#### THE EXERCISE
Reproduce each line of the material exactly, minus any picture.

** start of GIVEN MATERIAL **

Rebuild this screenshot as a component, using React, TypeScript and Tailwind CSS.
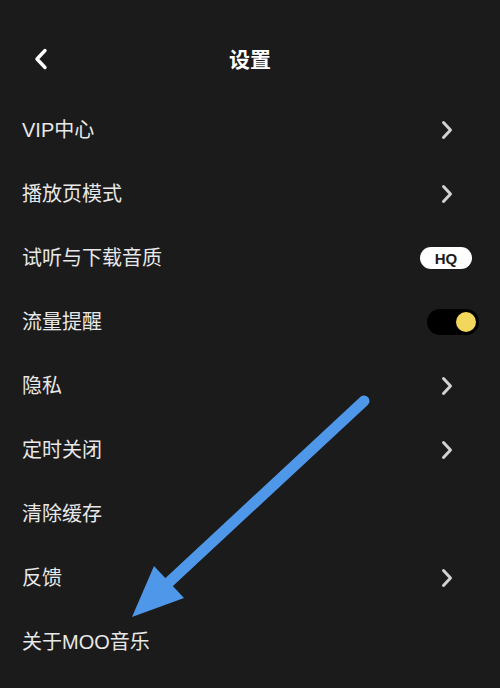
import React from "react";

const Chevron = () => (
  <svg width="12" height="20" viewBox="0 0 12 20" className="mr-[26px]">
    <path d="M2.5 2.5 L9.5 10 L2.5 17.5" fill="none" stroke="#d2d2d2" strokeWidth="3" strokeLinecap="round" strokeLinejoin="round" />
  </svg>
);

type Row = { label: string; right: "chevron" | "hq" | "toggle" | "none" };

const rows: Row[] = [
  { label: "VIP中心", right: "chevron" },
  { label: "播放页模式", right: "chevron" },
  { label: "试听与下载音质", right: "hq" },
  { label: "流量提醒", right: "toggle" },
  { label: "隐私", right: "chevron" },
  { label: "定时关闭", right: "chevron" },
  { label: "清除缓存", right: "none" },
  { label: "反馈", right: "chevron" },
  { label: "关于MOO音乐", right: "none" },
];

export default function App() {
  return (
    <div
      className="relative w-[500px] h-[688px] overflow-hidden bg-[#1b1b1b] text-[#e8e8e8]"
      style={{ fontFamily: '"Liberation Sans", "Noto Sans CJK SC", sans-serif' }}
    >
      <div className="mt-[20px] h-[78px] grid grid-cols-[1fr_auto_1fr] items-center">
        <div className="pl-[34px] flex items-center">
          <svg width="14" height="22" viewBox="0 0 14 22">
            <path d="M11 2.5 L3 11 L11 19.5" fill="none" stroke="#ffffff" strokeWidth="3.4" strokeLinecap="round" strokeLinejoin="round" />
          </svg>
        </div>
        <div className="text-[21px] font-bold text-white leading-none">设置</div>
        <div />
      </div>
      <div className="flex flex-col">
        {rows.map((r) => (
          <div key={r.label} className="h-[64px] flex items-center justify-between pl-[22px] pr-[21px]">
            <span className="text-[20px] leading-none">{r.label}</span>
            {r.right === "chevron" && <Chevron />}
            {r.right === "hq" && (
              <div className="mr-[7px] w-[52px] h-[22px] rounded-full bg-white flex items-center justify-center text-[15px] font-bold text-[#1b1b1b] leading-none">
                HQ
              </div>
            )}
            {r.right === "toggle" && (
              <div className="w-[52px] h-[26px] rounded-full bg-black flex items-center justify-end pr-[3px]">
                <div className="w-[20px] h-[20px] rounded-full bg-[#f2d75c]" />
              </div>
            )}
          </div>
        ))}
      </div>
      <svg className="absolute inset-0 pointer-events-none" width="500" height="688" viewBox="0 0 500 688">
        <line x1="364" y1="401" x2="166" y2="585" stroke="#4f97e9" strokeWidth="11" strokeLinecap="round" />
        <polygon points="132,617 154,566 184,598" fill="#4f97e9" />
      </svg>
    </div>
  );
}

** end of GIVEN MATERIAL **

#### RESPONSE TO THIS TASK
Rebuild this screenshot as a component, using React, TypeScript and Tailwind CSS.
import React from "react";

const Chevron = () => (
  <svg width="12" height="20" viewBox="0 0 12 20" className="mr-[26px]">
    <path d="M2.5 2.5 L9.5 10 L2.5 17.5" fill="none" stroke="#d2d2d2" strokeWidth="3" strokeLinecap="round" strokeLinejoin="round" />
  </svg>
);

type Row = { label: string; right: "chevron" | "hq" | "toggle" | "none" };

const rows: Row[] = [
  { label: "VIP中心", right: "chevron" },
  { label: "播放页模式", right: "chevron" },
  { label: "试听与下载音质", right: "hq" },
  { label: "流量提醒", right: "toggle" },
  { label: "隐私", right: "chevron" },
  { label: "定时关闭", right: "chevron" },
  { label: "清除缓存", right: "none" },
  { label: "反馈", right: "chevron" },
  { label: "关于MOO音乐", right: "none" },
];

export default function App() {
  return (
    <div
      className="relative w-[500px] h-[688px] overflow-hidden bg-[#1b1b1b] text-[#e8e8e8]"
      style={{ fontFamily: '"Liberation Sans", "Noto Sans CJK SC", sans-serif' }}
    >
      <div className="mt-[20px] h-[78px] grid grid-cols-[1fr_auto_1fr] items-center">
        <div className="pl-[34px] flex items-center">
          <svg width="14" height="22" viewBox="0 0 14 22">
            <path d="M11 2.5 L3 11 L11 19.5" fill="none" stroke="#ffffff" strokeWidth="3.4" strokeLinecap="round" strokeLinejoin="round" />
          </svg>
        </div>
        <div className="text-[21px] font-bold text-white leading-none">设置</div>
        <div />
      </div>
      <div className="flex flex-col">
        {rows.map((r) => (
          <div key={r.label} className="h-[64px] flex items-center justify-between pl-[22px] pr-[21px]">
            <span className="text-[20px] leading-none">{r.label}</span>
            {r.right === "chevron" && <Chevron />}
            {r.right === "hq" && (
              <div className="mr-[7px] w-[52px] h-[22px] rounded-full bg-white flex items-center justify-center text-[15px] font-bold text-[#1b1b1b] leading-none">
                HQ
              </div>
            )}
            {r.right === "toggle" && (
              <div className="w-[52px] h-[26px] rounded-full bg-black flex items-center justify-end pr-[3px]">
                <div className="w-[20px] h-[20px] rounded-full bg-[#f2d75c]" />
              </div>
            )}
          </div>
        ))}
      </div>
      <svg className="absolute inset-0 pointer-events-none" width="500" height="688" viewBox="0 0 500 688">
        <line x1="364" y1="401" x2="166" y2="585" stroke="#4f97e9" strokeWidth="11" strokeLinecap="round" />
        <polygon points="132,617 154,566 184,598" fill="#4f97e9" />
      </svg>
    </div>
  );
}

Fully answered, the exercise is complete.